To say naming this column was a challenge would be an understatement.
Over the course of two days, I drafted a list of 40 title options, painstakingly narrowed it down to 15 mediocre ones and sent it over to my lovely editor. After much deliberation, we decided on “American Pie?”
It felt odd, kind of awkward but also charming. I liked it exactly for that reason.
The title held potential; the question mark wondered aloud. Initially it asked, “How American am I?” The obvious question. But as I’ve written, borrowing from my title’s potential, mulling over the words and stretching ideas like Play-Doh, I now understand the question is not so simple.
Amid an ongoing identity crisis with a gently existentialist aftertaste, I attempted to locate the coordinates of myself on the multicultural X-Y plane of everything I am supposed to be. Though I come from a background of many cultures, I must confess that I ultimately represent none of them.
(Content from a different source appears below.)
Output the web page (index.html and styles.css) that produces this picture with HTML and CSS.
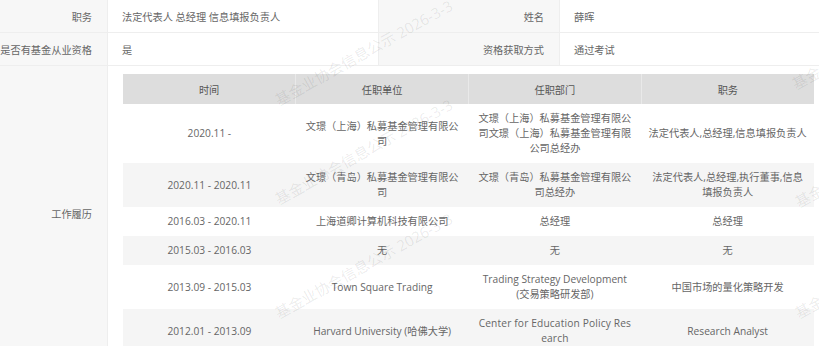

At first, to assume the position of authority on a subject that I myself had no exact answer to and to share those ponderings with others was daunting. I wanted all my takes to be unique and authentic, yet something stopped me from drawing concrete conclusions or offering clean-cut answers. The truth is I didn’t know — and still don’t know— the answers to the questions I raised.
This column (I hope) isn’t a pompous dishing out of my amateur expertise — it’s rumination from my warmly lit living room or a bench in my slowly dimming backyard. It’s opening a door, allowing strangers to come along with me into all the inexact places my mind willed me to venture that week.
Yet I often wonder how interesting or novel my ideas are, and whether they are even worth publishing at all. Occasionally, I’ll have a burst of inspiration one column too late or think of a better take on something that already went out. I wondered if the week-to-week changes in my perspective meant I was incapable, or if they signalled to my lack of experience.
If I don’t know who I am, what I want, where I’m going, how do I create meaningful writing that can touch others? If I’m not original or grounded in a unique identity, how can I leave my mark on the world?
The desire to have stability, a certain reliable vantage point from which to offer my creative hot takes, came from the same part of me that desired authenticity.
Most artists (writers especially) yearn to be authentic, to be radical and revolutionary in their work. We want to be remembered, to fight the selectively inevitable irrelevance that so many have fallen victim to. It’s not easy to admit, this twinge of egoism that tails artistic inclinations. Even now as I write, the pressures of finality, the idea that all things must grandly culminate, the fear that maybe at some point I wasn’t right, eat away at me.
But after 12 weeks, I have a feeling that perhaps my crises and turmoil and even my desire for uniqueness are what contribute to my misshapen, off-brand originality.
And maybe, just maybe, I don’t feel original because I’m always changing.
We are never certain, static beings, so it’s impossible for any two of us to be the same at any point. We are always subject to change, always reimagining ourselves. The You of yesterday was another person. Maybe the quality of originality is ambiguous, too.
But why do we struggle to be original and fear being average? Why do we run from ambiguity and instead settle for a clean-cut version of ourselves and reality, even if that’s not really who we are or how life looks?
Not everything can be cleanly resolved. There will always be residual questions or answers that prompt more tangential questions. No matter how we try to structure or restructure our lives or blindly believe in the clean and logical progression of events, our lives are consistently, inherently uncertain.
Now, I find myself returning to the uncertainty in my columns, wondering what “American Pie?” could mean. Perhaps the answer to the question is not so much a satisfying, one-time revelation, but another question altogether.
“American Pie?” is my amateur attempt at asking and answering what I want to be; rather than exploring how much pie I can have, I ask how much I will eat.
How will I choose to craft my own original masterpieces? How much will I choose to let myself borrow from others? With all the multicultural pearls of wisdom that I have collected, who will I become? And maybe the most intimidating question of all: How will I change?
So as I sit outside writing in my backyard between dawn and dusk, I relish in the beauty of the day’s uncertain transition. As each paragraph writes itself, I feel larger. Circling from the first to the last paragraph, I am halfway living on the page and halfway in the summer night by the time the sun disappears. Finishing the last sentence, I look at my fingers, different from those fingers that wrote the first paragraph.
Somehow, in that evening light, they look stronger.